The existing threats vary from repurposed SATCOM systems used as jammers to purpose-built barrage jammers capable of a variety of jamming techniques. Our team has studied these threats and identified a variety of mitigating techniques and material solutions to provide a defense-in-depth approach and tailor our solutions to each customer and their particular mission needs. I discuss some of these solutions in order of effectiveness in the following paragraphs.
TTPs
TTP’s enable our government customers to withstand a certain level of interference, or jamming, and still be able to communicate despite the effects of the offending signal. Some of these TTP’s might include planning around the interferer, increasing power, beam shaping, beam steering, and other effective methods to operate in the presence of an interfering signal.
For example, assuming an interferer is transmitting a continuous wave (CW) carrier and causing interference to a fixed frequency, the user could simply be moved away from the CW carrier to plan around (i.e. mask) the interfering carrier so as to maintain effective communications.
Increasing power may work against certain jammers — however, the resultant effect of increasing power may be more detrimental to the satellite and/or other users than it is worth. Beam steering and beam shaping are two techniques, which can be quite effective. Beam shaping or beam steering can effectively remove the jammer from the uplink footprint of the satellite and reduce or eliminate its ability to interfere with users.
Of course, in order for beam shaping or steering to be effective the location of the jammer must be known and the users must not be too close to the geographic location of the jammer. Intelsat’s EpicNG class of satellites will enable IGC to employ these techniques for our customers.
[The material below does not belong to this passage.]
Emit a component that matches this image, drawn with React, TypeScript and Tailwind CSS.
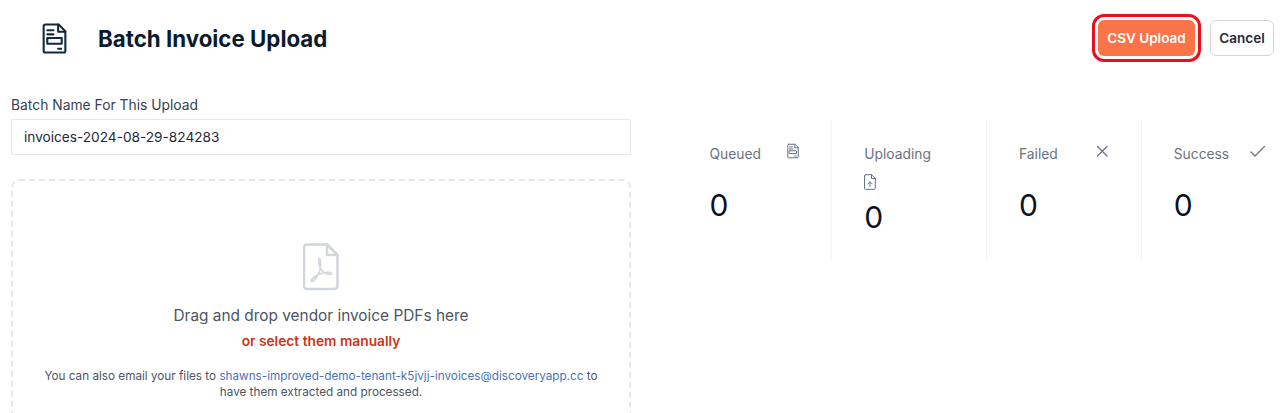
const DocIcon = ({ className }: { className: string }) => (
  <svg viewBox="0 0 24 30" fill="none" stroke="currentColor" strokeWidth="2" strokeLinejoin="round" strokeLinecap="round" className={className}>
    <path d="M3 1.500h13l6.500 6.500v19a1.500 1.500 0 0 1-1.500 1.500H3A1.500 1.500 0 0 1 1.500 27V3A1.500 1.500 0 0 1 3 1.500Z" />
    <path d="M15.500 1.500v7h7" />
    <path d="M5 7h6M5 11h6M15.500 25h3" />
    <rect x="5" y="14.500" width="14" height="5.500" />
  </svg>
);

const UploadDocIcon = () => (
  <svg viewBox="0 0 12 16" fill="none" stroke="currentColor" strokeWidth="1" strokeLinejoin="round" strokeLinecap="round" className="h-4 w-3 text-gray-500">
    <path d="M1.500.7h6l3.800 3.800v9.800a1 1 0 0 1-1 1h-8.800a1 1 0 0 1-1-1V1.700a1 1 0 0 1 1-1Z" />
    <path d="M7.500.7v3.800h3.800" />
    <path d="M6 12.500V8M3.800 10 6 7.800 8.200 10" />
  </svg>
);

const PdfIcon = () => (
  <svg viewBox="0 0 36 48" fill="none" stroke="currentColor" strokeWidth="2.500" strokeLinejoin="round" strokeLinecap="round" className="h-12 w-9 text-gray-300">
    <path d="M4 1.500h20l10.500 10.500v31a3 3 0 0 1-3 3H4a3 3 0 0 1-3-3V4.500a3 3 0 0 1 3-3Z" />
    <path d="M24 1.500V12h10.500" />
    <path strokeWidth="1.600" d="M16.500 15.500c-1.500 0-1 5 .5 8.500 2 4.500 6 7.500 10 7.500 2 0 2-1.500 0-2-4-1-11 1-15 4-3 2.300-4.500 4.500-3.500 5 1.500.7 5-3 7.500-8.500 2-4.500 2-14.500.5-14.500Z" />
  </svg>
);

const CrossIcon = () => (
  <svg viewBox="0 0 16 16" fill="none" stroke="currentColor" strokeWidth="1.300" strokeLinecap="round" className="h-4 w-4 text-gray-500">
    <path d="M4.500 3.500l9.500 9.500M14 3.500 4.500 13" />
  </svg>
);

const CheckIcon = () => (
  <svg viewBox="0 0 16 16" fill="none" stroke="currentColor" strokeWidth="1.200" strokeLinecap="round" strokeLinejoin="round" className="h-4 w-4 text-gray-500">
    <path d="M2 9l4 4L15.500 3.500" />
  </svg>
);

const stats = [
  { label: "Queued", icon: <DocIcon className="h-4 w-3 text-gray-500" />, wrap: false },
  { label: "Uploading", icon: <UploadDocIcon />, wrap: true },
  { label: "Failed", icon: <CrossIcon />, wrap: false },
  { label: "Success", icon: <CheckIcon />, wrap: false },
];

export default function App() {
  return (
    <main className="h-[413px] w-[1280px] overflow-hidden bg-white font-['Inter',sans-serif] text-[#111827]">
      <header className="flex h-[76px] items-center pl-[42px] pr-[6px]">
        <DocIcon className="h-[31px] w-[25px] text-[#0f2a3d]" />
        <h1 className="ml-[31px] pt-[1px] text-[22.3px] font-bold text-[#0b1b2e]">Batch Invoice Upload</h1>
        <div className="ml-auto flex items-center gap-[9px]">
          <div className="rounded-[12px] border-[3px] border-[#e8101f] p-[3px]">
            <button className="h-[36px] w-[97px] rounded-[6px] bg-[#fb7348] text-[13.5px] font-semibold text-white">CSV Upload</button>
          </div>
          <button className="h-[36px] w-[64px] rounded-[6px] border border-gray-300 bg-white text-[13.5px] font-semibold text-[#1f2937]">Cancel</button>
        </div>
      </header>

      <div className="flex items-start">
        <section className="ml-[11px] w-[620px] shrink-0">
          <label className="block pt-[19px] text-[13.85px] leading-[20px] text-[#374151]">Batch Name For This Upload</label>
          <input
            readOnly
            value="invoices-2024-08-29-824283"
            className="mt-[4px] h-[36px] w-full border border-gray-200 px-3 text-[13.65px] text-[#1f2937]"
          />
          <div className="mt-[24px] flex h-[300px] flex-col items-center rounded-lg border-2 border-dashed border-gray-200 px-[25px] pt-[62px]">
            <PdfIcon />
            <p className="mt-[13px] text-[15.4px] leading-[24px] text-[#4b5563]">Drag and drop vendor invoice PDFs here</p>
            <p className="mt-[3px] text-[13.75px] font-semibold leading-[20px] text-[#c9361b]">or select them manually</p>
            <p className="mt-[17px] text-center text-[11.72px] leading-[16px] text-[#4b5563]">
              You can also email your files to{" "}
              <span className="text-[#4a72b8]">shawns-improved-demo-tenant-k5jvjj-invoices@discoveryapp.cc</span> to have them extracted and processed.
            </p>
          </div>
        </section>

        <section className="ml-[46.500px] mt-[44px] grid h-[140px] w-[619px] shrink-0 grid-cols-4 divide-x divide-gray-100">
          {stats.map((stat) => (
            <div key={stat.label} className="px-8 pt-[23px]">
              <div className={stat.wrap ? "flex flex-col items-start gap-[10px]" : "flex items-start justify-between"}>
                <span className="mt-[1px] text-[13.8px] leading-[20px] text-[#6b7280]">{stat.label}</span>
                {stat.icon}
              </div>
              <div className={stat.wrap ? "mt-[9px] text-3xl leading-[36px] text-[#0b1220]" : "mt-[23px] text-3xl leading-[36px] text-[#0b1220]"}>0</div>
            </div>
          ))}
        </section>
      </div>
    </main>
  );
}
The ability to geolocate and identify the source of interferers or jammers is paramount. IGC works closely with our corporate parent, Intelsat, to obtain geolocation of interferers in an effort to minimize the effects of interfering signals from both a time and breadth perspective. Further, IGC can also access other geolocation resources belonging to our customer organizations.
CID
Carrier Identification (CID) is a newer technology, which is being adopted by the commercial industry and will enable accidental interferers to be quickly identified and contacted to resolve interference cases. When fully employed across the SATCOM ecosystem, CID will also help distinguish between legitimate SATCOM users and jammers. With CID, Satellite operators will now immediately be able to distinguish a legitimate SATCOM user from users who either refuse to adopt the CID technology or nefarious characters bent on disrupting the communications of authorized users.
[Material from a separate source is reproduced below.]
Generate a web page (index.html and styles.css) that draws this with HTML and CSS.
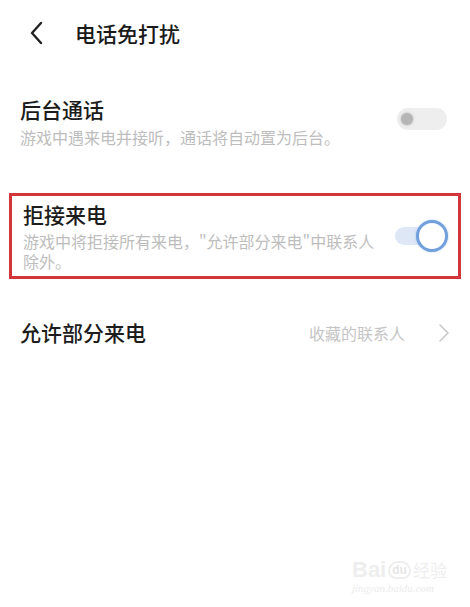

Some military users are concerned about force protection and anonymity of their ground users, and are conducting their own evaluation of the efficacy and security of CID. Of immediate concern is that not all SATCOM users will adopt CID, which will make identification of the nefarious characters more troublesome. It is expected that users who choose to operate without CID will eventually become a minority.
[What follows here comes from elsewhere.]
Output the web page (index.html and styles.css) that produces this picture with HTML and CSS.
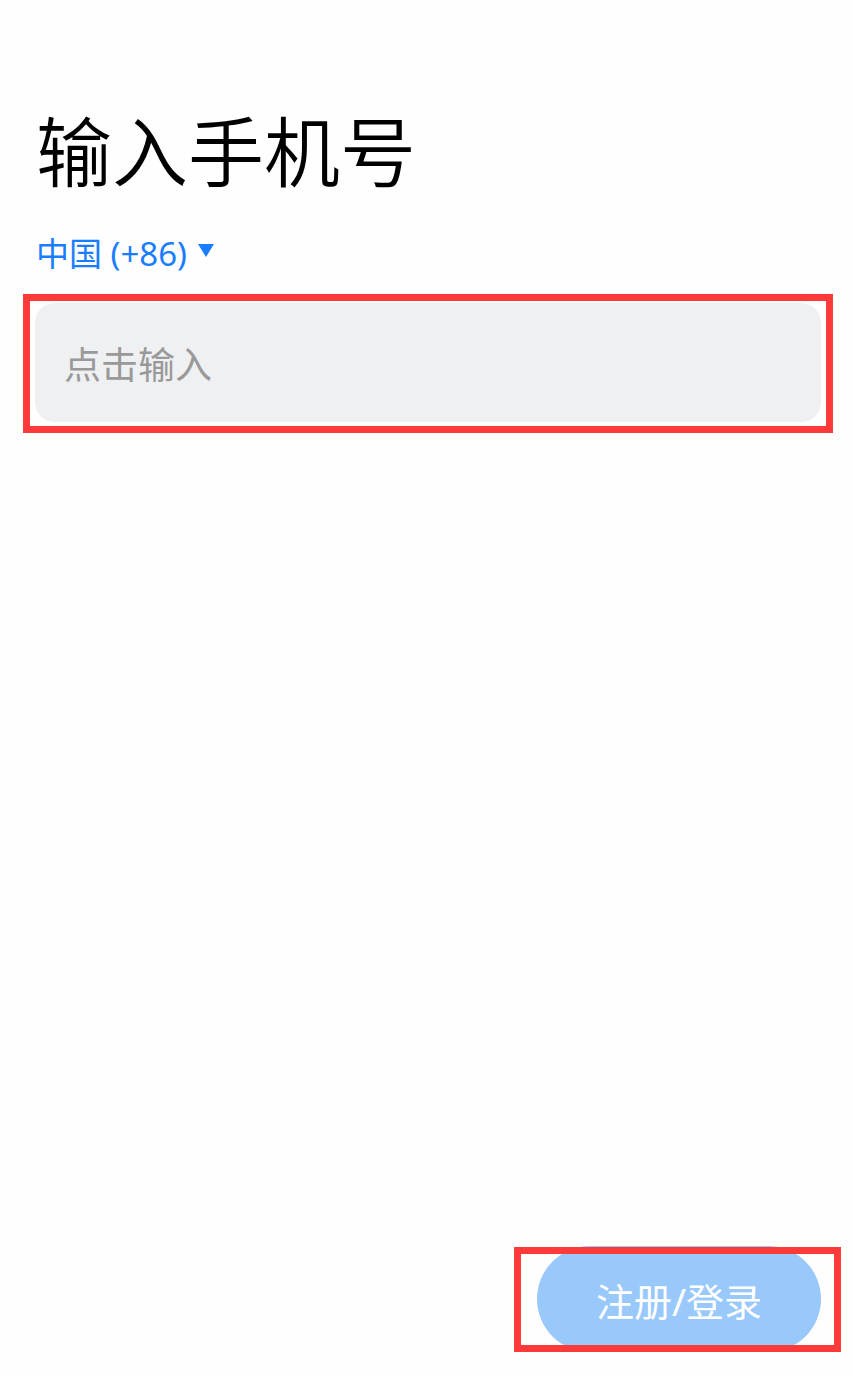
FILE: index.html
```html
<!DOCTYPE html>
<html lang="zh">
<head>
<meta charset="utf-8">
<link rel="stylesheet" href="styles.css">
</head>
<body>
<div class="page">
  <h1 class="title">输入手机号</h1>
  <div class="country">中国 (+86)<svg class="caret" width="16" height="13" viewBox="0 0 16 13"><polygon points="0,0 16,0 8,13" fill="#1a7dff"/></svg></div>
  <div class="input">
    <span class="placeholder">点击输入</span>
  </div>
  <button class="submit">注册/登录</button>
</div>
<div class="mark mark-input"></div>
<div class="mark mark-button"></div>
</body>
</html>
```
FILE: styles.css
```css
html, body {
  margin: 0;
  padding: 0;
  background: #fefefe;
}
body {
  font-family: "Noto Sans", "Noto Sans CJK SC", sans-serif;
}
.page {
  box-sizing: border-box;
  min-height: 1376px;
  padding: 110px 32px 24px 35px;
  display: flex;
  flex-direction: column;
}
.title {
  margin: 0;
  font-family: "Noto Sans CJK SC", sans-serif;
  font-weight: 350;
  font-size: 76px;
  line-height: 76px;
  color: #000;
  padding-left: 1px;
}
.country {
  margin-top: 51px;
  font-size: 33px;
  line-height: 33px;
  color: #1a7dff;
  display: flex;
  align-items: center;
  padding-left: 1px;
}
.caret {
  margin-left: 11px;
  margin-top: -6px;
}
.input {
  margin-top: 33px;
  height: 119px;
  background: #eff0f2;
  border-radius: 20px;
  display: flex;
  align-items: center;
  padding-left: 29px;
}
.placeholder {
  font-family: "Noto Sans CJK SC", sans-serif;
  font-size: 37px;
  color: #999999;
}
.submit {
  margin-top: auto;
  align-self: flex-end;
  width: 284px;
  height: 106px;
  border: none;
  border-radius: 53px;
  background: #99c8fb;
  color: #ffffff;
  font-family: "Noto Sans", "Noto Sans CJK SC", sans-serif;
  font-size: 38px;
  padding: 0;
}
.mark {
  position: absolute;
  box-sizing: border-box;
  border: 7px solid #fd3a3a;
}
.mark-input {
  left: 23px;
  top: 294px;
  width: 810px;
  height: 139px;
}
.mark-button {
  left: 514px;
  top: 1247px;
  width: 327px;
  height: 105px;
}
```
In order to address security of military, and other government users, identification and location of end user information should only be available to personnel within military or government organizations and maintained at a classified level, so as to protect the identification and/or location of such users. Commercial satellite operators will only see the CID number associated with an interferer and call the designated organization to report the interference; it will then be incumbent upon the designated organization to contact the end user and resolve the interference event.
PTWs
More complex protection techniques include technical solutions, such as direct sequence spread spectrum (DSSS), frequency hopping, signal cancellation, and other Protected Tactical Waveforms (“PTWs”) in development at this time. IGC is actively involved with several organizations to develop and, eventually, offer these technical solutions to our customers.
Our Protected Communications Team is working directly with several modem manufacturers to identify and test a variety of new modems under development in the industry. These technologies include both terrestrial and space based solutions, which will offer our customers the best and most resilient SATCOM available from the commercial industry. Eventually PTWs are expected to rival that of complex military protection capabilities already on orbit at a fraction of the cost. In addition, our solutions will be available to a myriad of tactical users, regardless of platform or frequency band.
In March 2014, IGC engineers teamed with L-3 Communications Systems West (L-3 CSW) and successfully tested L-3 CSW’s new modem, which was designed around the U.S. Air Force’s PTW. The test, which was conducted using an Intelsat satellite emulator, measured the modem and PTW performance against various interference and jamming tactics and waveforms. The success of this test is encouraging and helps IGC pave the way toward offering protection, resiliency, and modernization of services for our customers.
IGC is excited about the capabilities we are discovering for our customers and will continue to lead the industry in providing resilient, uninterrupted, protected SATCOM services. Space is getting more and more crowded and competitive – we will continue to work hard to protect our customers.